Desde 2019, Tayza Mirele de Amorim, 31, enfrenta com lucidez e otimismo o seu maior desafio: conviver com a síndrome de Li-Fraumeni, uma mutação genética rara que aumenta a propensão para o desenvolvimento de câncer primário em diversas partes do corpo de maneira frequente. O seu primeiro diagnóstico veio em 2017, aos 25 anos. Até então, ela não tinha ciência de que era portadora da síndrome, a mesma responsável por facilitar outros diagnósticos em sua família – pais, irmã e avó faleceram em decorrência do câncer.
A mutação ocorre no gene TP53 (ou P53), uma proteína que tem a missão de suprimir tumores e nos proteger do câncer. Apesar de ser considerada rara, a síndrome de Li-Fraumeni tem prevalência muito maior no Brasil, mais precisamente no Sul e Sudeste, do que no resto do mundo devido aos nossos ancestrais. Essa é uma descoberta feita anos atrás pela médica geneticista Maria Isabel Achatz, até então do A.C. Camargo Cancer Center, em São Paulo.
O caso de Tayza, pernambucana e paciente do Hospital de Câncer de Pernambuco (HCP), acende um alerta por não ser comum o diagnóstico dessa síndrome na nossa região, além de outros fatores, como explica Dr. Vandré Carneiro, cirurgião oncológico e diretor do Programa de Câncer Hereditário do HCP, e titular da Sociedade Brasileira de Cirurgia Oncológica (SBCO).
“Câncer em uma idade jovem, mais de um tipo de câncer em uma única pessoa e histórico familiar forte de câncer chamam atenção para uma possível pré-disposição para câncer e essa pré-disposição pode ser Li-Fraumeni. Nesse caso, o rastreio é mais rigoroso para detectar o câncer em fase inicial e evitar que ele se espalhe”.
O especialista acrescenta que a síndrome é incurável. E uma vez descoberta no indivíduo, é necessário testar os filhos, pois há 50% do gene ser passado adiante. A filha de Tayza, de 12 anos foi testada, mas não herdou a mutação genética causadora da doença.
Tumores com alta ocorrência
De acordo com Dr. Vandré, um dos mais prevalentes para quem tem a síndrome é o de mama, em mulheres jovens. Além desses, há outros tumores:
“O sarcoma de partes moles, tumores do sistema nervoso central, carcinoma de adrenal ou adrenocortical são outros tumores bem frequentes para quem tem a síndrome. A leucemia aguda também é outro câncer frequente para quando há essa condição. No caso do de mama, o alerta é quando aparece em mulheres antes dos 35 anos”, completa.
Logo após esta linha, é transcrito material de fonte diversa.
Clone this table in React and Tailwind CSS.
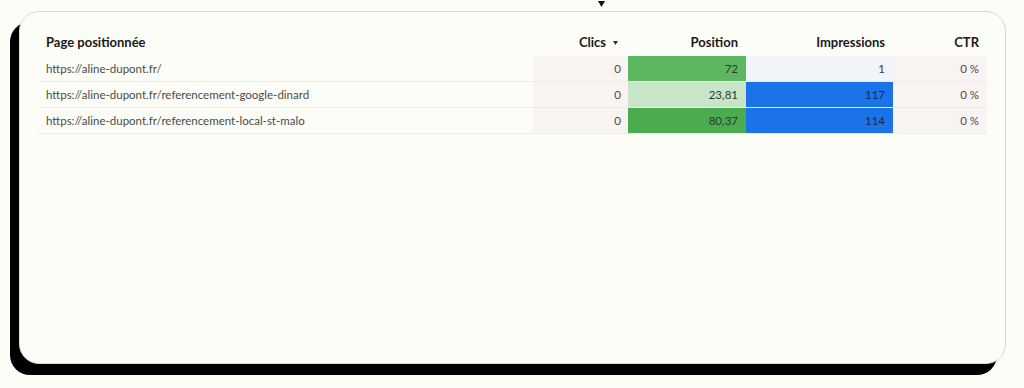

Primeiro tumor aos 25 anos
O primeiro tumor maligno que surgiu em Tayza foi na mama, o mesmo que a mãe dela teve. E por ter convivido em meio a realidade de câncer na família durante anos, a estudante de biomedicina recebeu o diagnóstico com naturalidade e força, alicerces fundamentais para o que ainda estava por vir. Em 2019, apareceu um novo tumor invasivo na mama esquerda e algumas cirurgias precisaram ser realizadas, todas bem sucedidas.
“No mesmo ano descobri que tinha a síndrome de Li-Fraumeni, eu nasci com essa doença e não há cura. A decisão mais acertada pra mim foi entender a minha realidade e seguir em frente. Hoje, é uma condição normal para mim. Eu faço tudo que quero fazer. A diferença é que agora cuido mais da minha saúde”, diz.
No HCP, Tayza é acompanhada por vários especialistas. De tanto ouvir opiniões e explicações a respeito da condição crônica de saúde, ela sabe de todos os detalhes da sua trajetória desde quando descobriu o primeiro tumor. Ela lembra que no início havia uma urgência médica na realização dos exames, o que é verdade. Portadores da síndrome têm prioridade no atendimento oncológico por ter mais chances de ter câncer do que qualquer outro, independente de fatores de risco externos.
“Para mim é muito importante entender o que tenho. E saber de tudo não me torna uma pessoa triste, pelo contrário. Eu sou feliz e até gosto de ter todos os compromissos dentro do hospital porque é no HCP que vejo possibilidades para viver mais”, afirma.